The purpose of this recommended practice is to inform industry of considerations in the selection and performance criteria of interim petroleum-based coatings. Quality control criteria are listed to enable the manufacturer and user to select appropriate test procedures to maintain prescribed standards. Interim petroleum-based coatings, formulated specifically for temporary corrosion prevention, have been used for more than 50 years to prevent a wide variety of corrosion problems. The type of coating selected depends on performance requirements; traditionally, that the coating can: (1) be easily applied, (2) provide corrosion prevention for the exposure and handling parameters outlined, and (3) be removed more readily than conventional coatings.

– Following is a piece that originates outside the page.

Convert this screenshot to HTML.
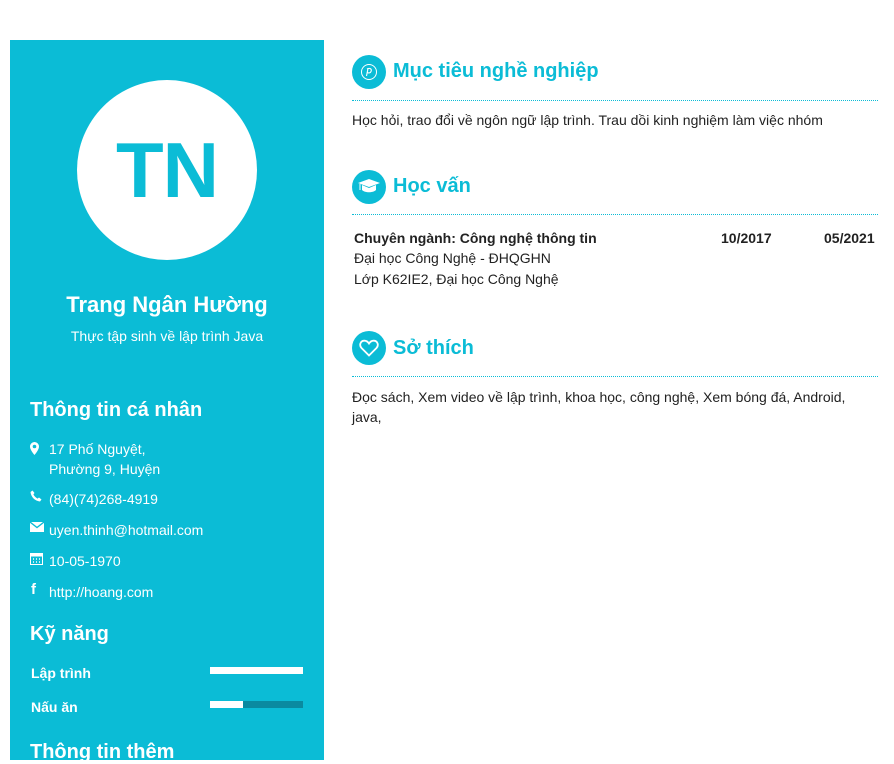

Interim petroleum-based coatings are used throughout the world to protect ferrous and nonferrous parts, assemblies, components, etc., for a few days up to even a year or more. Because they are designed for temporary use, interim petroleum-based coatings can be used to protect metal between manufacturing processes and/or during storage and shipping, and then are normally removed prior to final painting, plating, fabrication, or construction. They are widely used on finished machine tools, boilers, turbines, diesel engines, transportation equipment, earth moving equipment, and other machinery during shipment and storage.
This NACE standard recommended practice was prepared by NACE Task Group T-6H-42, a component of Unit Committee T-6H on Coating Materials for Atmospheric Service, and is issued by NACE under the auspices of Group Committee T-6 on Protective Coatings and Linings.